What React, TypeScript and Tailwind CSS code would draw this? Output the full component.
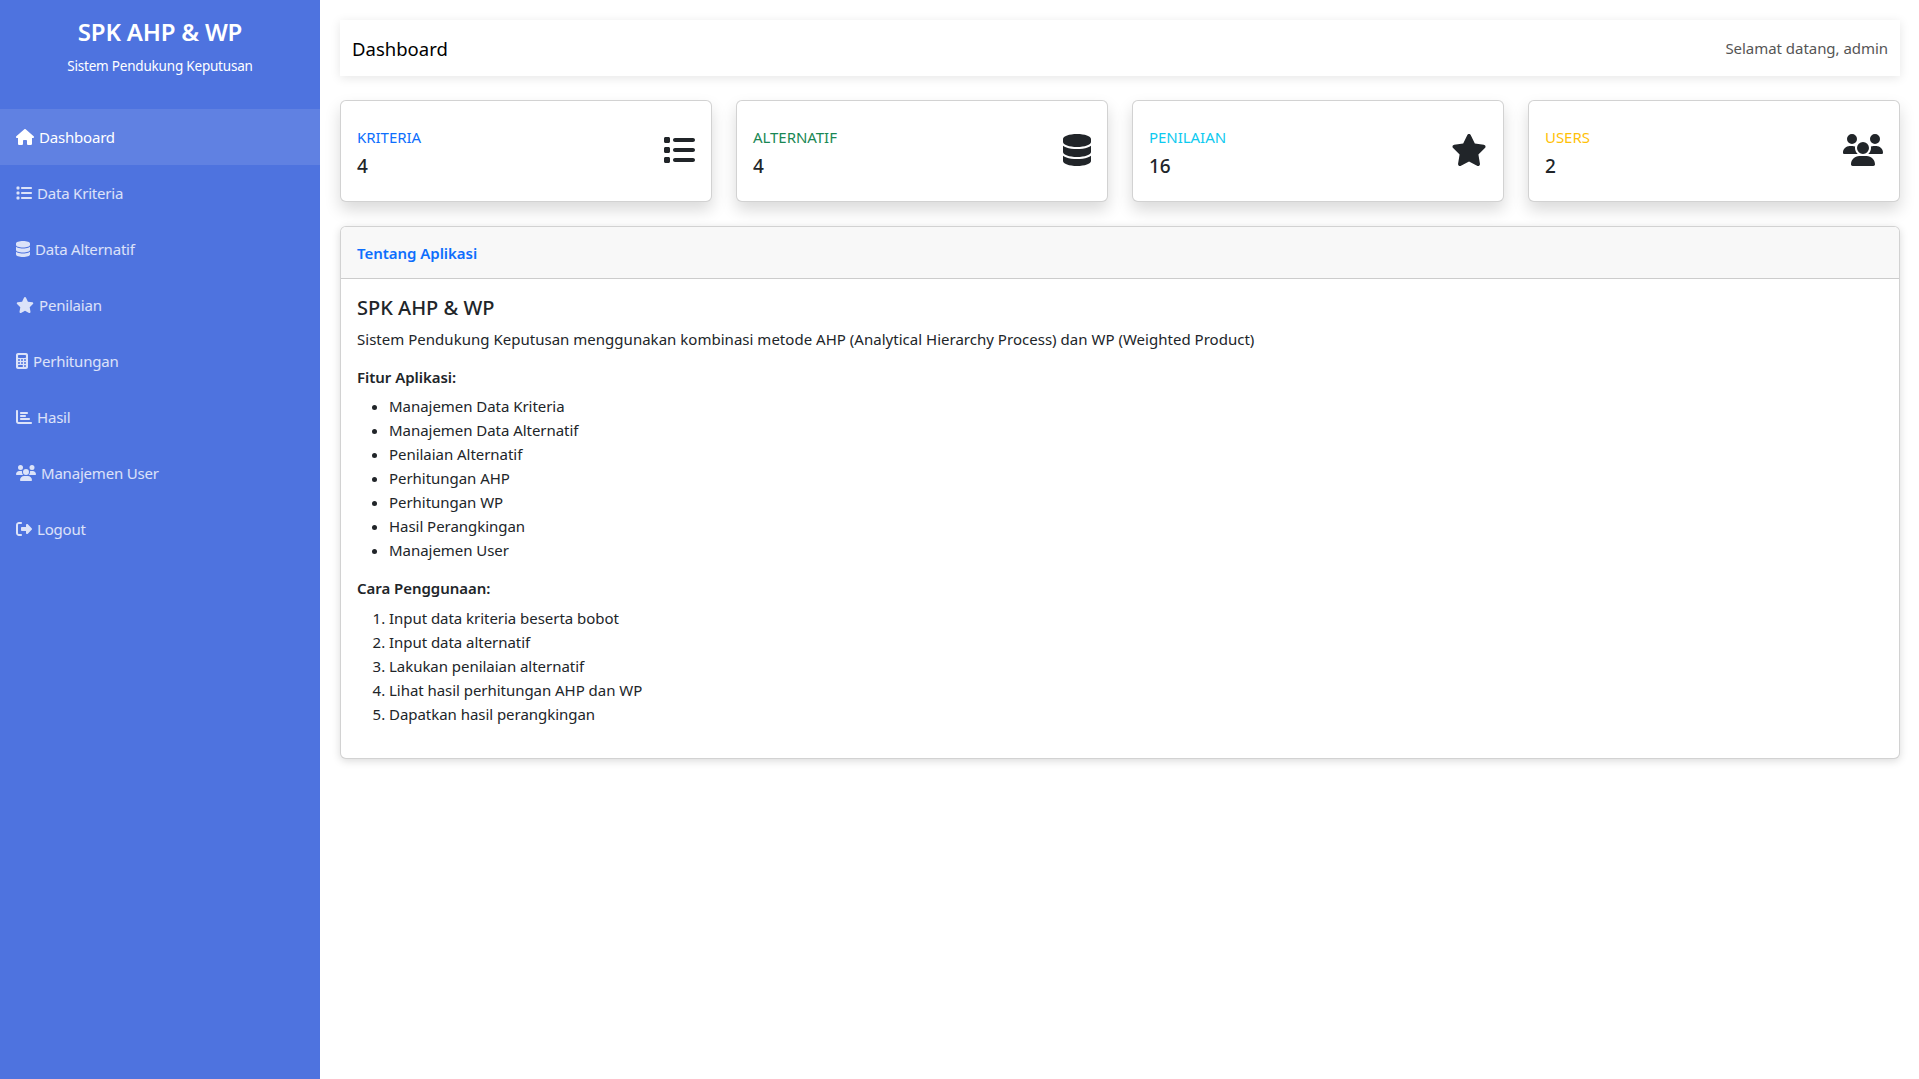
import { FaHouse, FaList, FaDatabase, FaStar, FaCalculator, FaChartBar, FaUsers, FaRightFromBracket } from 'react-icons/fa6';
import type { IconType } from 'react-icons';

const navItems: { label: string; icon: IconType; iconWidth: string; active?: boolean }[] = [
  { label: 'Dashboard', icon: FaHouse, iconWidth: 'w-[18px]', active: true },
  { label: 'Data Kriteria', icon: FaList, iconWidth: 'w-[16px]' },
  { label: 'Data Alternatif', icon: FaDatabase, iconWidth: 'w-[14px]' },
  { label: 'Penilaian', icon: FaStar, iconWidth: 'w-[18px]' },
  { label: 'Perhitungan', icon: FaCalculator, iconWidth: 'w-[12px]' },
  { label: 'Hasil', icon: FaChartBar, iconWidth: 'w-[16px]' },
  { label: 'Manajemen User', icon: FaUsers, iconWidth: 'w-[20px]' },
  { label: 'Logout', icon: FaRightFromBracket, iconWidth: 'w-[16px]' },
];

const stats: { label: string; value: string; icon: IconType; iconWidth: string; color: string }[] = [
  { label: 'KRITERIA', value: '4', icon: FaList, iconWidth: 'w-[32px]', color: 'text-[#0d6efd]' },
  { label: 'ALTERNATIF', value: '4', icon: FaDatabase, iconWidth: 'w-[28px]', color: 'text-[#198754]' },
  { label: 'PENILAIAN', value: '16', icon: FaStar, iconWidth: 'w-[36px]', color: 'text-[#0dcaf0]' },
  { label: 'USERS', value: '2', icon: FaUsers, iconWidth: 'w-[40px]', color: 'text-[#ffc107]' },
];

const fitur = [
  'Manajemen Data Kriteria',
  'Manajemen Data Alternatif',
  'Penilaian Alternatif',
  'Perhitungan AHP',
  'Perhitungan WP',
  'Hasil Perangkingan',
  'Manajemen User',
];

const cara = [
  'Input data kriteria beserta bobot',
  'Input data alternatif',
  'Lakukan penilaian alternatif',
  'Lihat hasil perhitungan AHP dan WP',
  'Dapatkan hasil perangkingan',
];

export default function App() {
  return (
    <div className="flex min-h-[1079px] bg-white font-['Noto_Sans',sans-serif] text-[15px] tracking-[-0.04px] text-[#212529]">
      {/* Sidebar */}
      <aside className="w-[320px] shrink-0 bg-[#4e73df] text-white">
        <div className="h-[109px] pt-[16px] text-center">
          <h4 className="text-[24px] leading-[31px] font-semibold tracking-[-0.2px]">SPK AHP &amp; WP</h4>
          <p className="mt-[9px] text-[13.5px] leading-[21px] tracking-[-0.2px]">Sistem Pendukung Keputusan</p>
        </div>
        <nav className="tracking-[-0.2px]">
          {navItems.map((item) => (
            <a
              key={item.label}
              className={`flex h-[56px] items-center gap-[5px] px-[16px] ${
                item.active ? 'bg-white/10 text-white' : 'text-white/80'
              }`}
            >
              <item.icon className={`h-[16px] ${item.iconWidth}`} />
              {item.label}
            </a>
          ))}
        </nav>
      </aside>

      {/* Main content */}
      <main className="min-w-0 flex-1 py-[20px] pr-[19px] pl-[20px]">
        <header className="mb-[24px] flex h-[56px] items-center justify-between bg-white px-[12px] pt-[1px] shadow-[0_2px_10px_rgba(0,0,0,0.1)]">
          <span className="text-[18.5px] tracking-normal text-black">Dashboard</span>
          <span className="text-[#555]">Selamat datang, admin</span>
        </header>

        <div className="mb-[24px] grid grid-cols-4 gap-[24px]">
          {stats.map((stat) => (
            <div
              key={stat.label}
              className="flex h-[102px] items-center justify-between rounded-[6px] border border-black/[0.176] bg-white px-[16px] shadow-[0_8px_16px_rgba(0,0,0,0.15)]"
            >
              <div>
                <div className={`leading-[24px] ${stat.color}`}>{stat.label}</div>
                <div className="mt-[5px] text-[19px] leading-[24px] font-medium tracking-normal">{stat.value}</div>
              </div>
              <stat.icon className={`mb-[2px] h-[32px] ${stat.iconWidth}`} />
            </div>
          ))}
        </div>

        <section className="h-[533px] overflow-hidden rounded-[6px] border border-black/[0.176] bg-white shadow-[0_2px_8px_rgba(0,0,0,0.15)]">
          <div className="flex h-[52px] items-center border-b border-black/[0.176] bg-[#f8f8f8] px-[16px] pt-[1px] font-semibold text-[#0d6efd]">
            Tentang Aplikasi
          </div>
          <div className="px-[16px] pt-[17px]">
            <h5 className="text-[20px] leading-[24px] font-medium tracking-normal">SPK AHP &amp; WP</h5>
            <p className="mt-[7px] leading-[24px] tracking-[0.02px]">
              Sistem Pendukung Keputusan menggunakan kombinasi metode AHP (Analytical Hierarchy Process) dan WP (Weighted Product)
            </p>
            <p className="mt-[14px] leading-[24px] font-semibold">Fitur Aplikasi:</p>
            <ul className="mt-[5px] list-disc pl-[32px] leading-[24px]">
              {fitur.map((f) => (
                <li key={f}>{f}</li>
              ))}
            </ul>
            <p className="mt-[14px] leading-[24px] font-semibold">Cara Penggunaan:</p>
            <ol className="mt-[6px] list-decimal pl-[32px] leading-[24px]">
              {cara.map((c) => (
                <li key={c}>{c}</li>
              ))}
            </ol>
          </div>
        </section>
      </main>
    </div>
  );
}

...

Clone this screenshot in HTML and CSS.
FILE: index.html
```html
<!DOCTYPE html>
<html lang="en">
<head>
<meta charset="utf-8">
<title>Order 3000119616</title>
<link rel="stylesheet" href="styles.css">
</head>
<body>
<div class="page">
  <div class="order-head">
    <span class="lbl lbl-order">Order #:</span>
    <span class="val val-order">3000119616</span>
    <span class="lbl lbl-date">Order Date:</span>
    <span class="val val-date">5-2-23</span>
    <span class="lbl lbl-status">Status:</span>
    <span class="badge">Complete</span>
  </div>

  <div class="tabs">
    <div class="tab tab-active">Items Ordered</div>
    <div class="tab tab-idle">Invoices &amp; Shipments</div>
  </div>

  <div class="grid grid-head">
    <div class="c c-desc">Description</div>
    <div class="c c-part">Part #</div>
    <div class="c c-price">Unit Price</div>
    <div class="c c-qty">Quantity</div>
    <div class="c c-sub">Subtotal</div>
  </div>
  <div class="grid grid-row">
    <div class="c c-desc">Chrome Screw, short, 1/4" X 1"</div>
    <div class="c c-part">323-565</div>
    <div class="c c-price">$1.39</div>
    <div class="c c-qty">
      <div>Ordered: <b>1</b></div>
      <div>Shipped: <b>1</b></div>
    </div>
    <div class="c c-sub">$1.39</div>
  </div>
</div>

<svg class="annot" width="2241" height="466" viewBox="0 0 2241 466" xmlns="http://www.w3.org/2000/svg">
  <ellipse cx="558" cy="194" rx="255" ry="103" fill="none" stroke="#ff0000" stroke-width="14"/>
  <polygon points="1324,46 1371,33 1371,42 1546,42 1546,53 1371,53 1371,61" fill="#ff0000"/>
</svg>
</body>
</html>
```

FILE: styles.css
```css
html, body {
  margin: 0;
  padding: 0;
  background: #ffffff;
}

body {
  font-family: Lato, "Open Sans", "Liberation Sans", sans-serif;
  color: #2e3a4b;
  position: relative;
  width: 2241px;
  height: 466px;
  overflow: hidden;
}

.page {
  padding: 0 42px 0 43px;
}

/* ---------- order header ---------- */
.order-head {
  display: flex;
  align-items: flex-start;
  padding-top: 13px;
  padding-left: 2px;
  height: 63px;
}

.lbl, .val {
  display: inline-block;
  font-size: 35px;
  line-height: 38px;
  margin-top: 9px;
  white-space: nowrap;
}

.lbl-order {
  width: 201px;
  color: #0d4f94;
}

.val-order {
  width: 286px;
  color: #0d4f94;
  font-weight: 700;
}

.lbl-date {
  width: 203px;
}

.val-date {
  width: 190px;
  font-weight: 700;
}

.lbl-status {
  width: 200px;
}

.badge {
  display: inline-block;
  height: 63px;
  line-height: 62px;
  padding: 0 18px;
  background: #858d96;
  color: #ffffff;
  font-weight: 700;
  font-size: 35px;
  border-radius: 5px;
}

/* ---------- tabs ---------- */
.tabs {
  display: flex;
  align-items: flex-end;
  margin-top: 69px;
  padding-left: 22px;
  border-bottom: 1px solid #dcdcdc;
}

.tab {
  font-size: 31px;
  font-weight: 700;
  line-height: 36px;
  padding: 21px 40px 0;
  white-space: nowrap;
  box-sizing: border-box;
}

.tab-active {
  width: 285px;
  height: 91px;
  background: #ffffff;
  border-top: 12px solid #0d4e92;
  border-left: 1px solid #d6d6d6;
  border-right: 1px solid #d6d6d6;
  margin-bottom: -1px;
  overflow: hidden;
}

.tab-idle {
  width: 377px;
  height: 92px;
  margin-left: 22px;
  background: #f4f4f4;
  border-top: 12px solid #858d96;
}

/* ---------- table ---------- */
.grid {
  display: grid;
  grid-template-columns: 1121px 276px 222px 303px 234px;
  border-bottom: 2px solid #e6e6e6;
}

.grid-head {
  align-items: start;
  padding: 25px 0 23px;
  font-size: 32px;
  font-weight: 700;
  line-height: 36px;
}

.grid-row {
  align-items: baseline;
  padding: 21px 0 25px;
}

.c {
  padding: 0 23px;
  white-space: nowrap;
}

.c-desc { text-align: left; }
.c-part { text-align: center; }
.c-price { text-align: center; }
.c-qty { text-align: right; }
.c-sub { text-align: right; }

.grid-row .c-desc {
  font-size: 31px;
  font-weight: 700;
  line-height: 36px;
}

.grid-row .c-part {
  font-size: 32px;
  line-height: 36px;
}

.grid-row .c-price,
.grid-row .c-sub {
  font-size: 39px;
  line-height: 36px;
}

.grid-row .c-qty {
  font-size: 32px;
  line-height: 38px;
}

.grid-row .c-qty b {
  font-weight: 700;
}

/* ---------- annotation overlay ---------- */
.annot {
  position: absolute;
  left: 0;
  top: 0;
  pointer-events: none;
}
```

* * *

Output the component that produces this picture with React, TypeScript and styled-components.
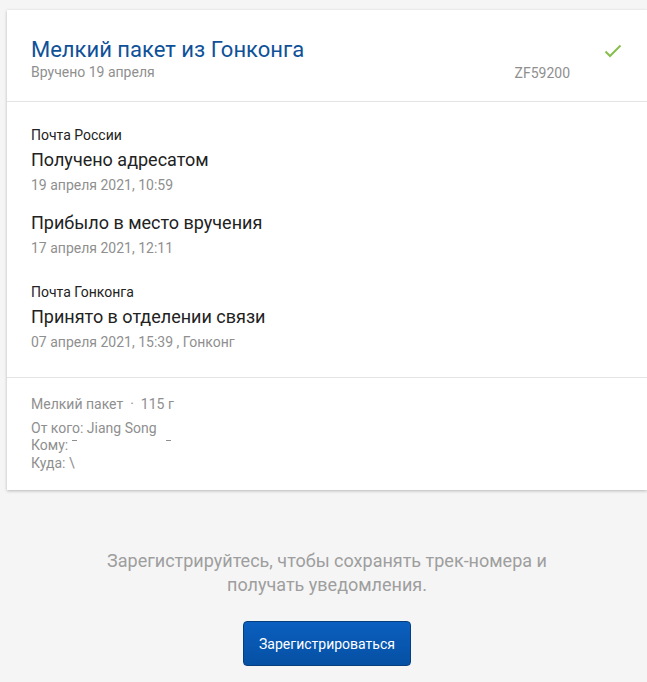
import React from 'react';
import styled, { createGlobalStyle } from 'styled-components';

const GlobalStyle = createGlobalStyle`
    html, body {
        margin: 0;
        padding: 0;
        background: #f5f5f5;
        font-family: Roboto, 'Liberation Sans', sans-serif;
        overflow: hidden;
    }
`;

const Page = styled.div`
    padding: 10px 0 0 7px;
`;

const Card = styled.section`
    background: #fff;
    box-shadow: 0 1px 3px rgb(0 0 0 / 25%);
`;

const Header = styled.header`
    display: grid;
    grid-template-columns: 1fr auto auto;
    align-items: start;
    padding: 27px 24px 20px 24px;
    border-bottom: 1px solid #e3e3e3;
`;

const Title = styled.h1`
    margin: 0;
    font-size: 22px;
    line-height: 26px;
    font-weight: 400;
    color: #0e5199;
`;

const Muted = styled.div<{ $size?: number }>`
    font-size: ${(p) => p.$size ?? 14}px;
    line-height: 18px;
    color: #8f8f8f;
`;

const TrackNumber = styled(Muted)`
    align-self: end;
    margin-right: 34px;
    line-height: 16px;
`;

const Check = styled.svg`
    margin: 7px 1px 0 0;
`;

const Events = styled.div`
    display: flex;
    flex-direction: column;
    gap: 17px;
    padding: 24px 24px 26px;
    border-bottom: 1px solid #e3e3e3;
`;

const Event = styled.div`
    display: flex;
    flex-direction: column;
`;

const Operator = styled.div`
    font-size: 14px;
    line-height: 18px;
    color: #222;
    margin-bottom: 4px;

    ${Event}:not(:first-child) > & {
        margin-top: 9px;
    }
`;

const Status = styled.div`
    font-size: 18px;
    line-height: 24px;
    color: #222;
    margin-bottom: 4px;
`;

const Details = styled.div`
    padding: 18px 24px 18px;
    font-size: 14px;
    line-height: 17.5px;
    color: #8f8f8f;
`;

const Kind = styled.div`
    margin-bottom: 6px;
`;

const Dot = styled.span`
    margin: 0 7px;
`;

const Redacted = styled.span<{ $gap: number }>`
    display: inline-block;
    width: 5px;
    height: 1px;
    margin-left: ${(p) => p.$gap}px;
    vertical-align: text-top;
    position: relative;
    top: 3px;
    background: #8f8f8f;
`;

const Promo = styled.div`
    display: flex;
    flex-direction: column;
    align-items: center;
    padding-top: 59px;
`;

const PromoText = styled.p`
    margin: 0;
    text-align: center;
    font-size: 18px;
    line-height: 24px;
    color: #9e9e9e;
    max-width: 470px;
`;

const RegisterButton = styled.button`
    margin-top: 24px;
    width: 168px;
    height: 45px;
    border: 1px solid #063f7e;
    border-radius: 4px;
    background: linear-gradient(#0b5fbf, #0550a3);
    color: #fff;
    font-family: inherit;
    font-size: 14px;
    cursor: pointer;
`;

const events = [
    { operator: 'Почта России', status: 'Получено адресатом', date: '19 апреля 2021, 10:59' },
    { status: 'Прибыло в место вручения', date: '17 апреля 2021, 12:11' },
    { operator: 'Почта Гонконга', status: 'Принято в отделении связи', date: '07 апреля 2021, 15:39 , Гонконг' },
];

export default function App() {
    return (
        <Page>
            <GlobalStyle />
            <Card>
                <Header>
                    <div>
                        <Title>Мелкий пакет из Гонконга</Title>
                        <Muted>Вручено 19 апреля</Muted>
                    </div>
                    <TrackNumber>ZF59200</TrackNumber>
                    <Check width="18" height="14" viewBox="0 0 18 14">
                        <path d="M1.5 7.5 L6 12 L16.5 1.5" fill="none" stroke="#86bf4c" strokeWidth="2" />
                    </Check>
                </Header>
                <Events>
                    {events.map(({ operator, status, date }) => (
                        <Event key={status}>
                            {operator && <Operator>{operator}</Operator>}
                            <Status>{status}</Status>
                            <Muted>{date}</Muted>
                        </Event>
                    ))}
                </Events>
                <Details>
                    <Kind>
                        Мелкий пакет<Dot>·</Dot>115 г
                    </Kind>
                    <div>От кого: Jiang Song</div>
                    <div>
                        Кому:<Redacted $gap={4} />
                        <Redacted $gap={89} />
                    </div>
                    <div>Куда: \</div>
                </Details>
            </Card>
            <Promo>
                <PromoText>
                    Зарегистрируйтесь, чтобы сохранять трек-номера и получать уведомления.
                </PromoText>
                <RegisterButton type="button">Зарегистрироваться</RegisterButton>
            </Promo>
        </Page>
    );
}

### GIVEN INSTRUCTION
Where a line contains "components", copy that line.

### FULL SOLUTION
Output the component that produces this picture with React, TypeScript and styled-components.
import styled, { createGlobalStyle } from 'styled-components';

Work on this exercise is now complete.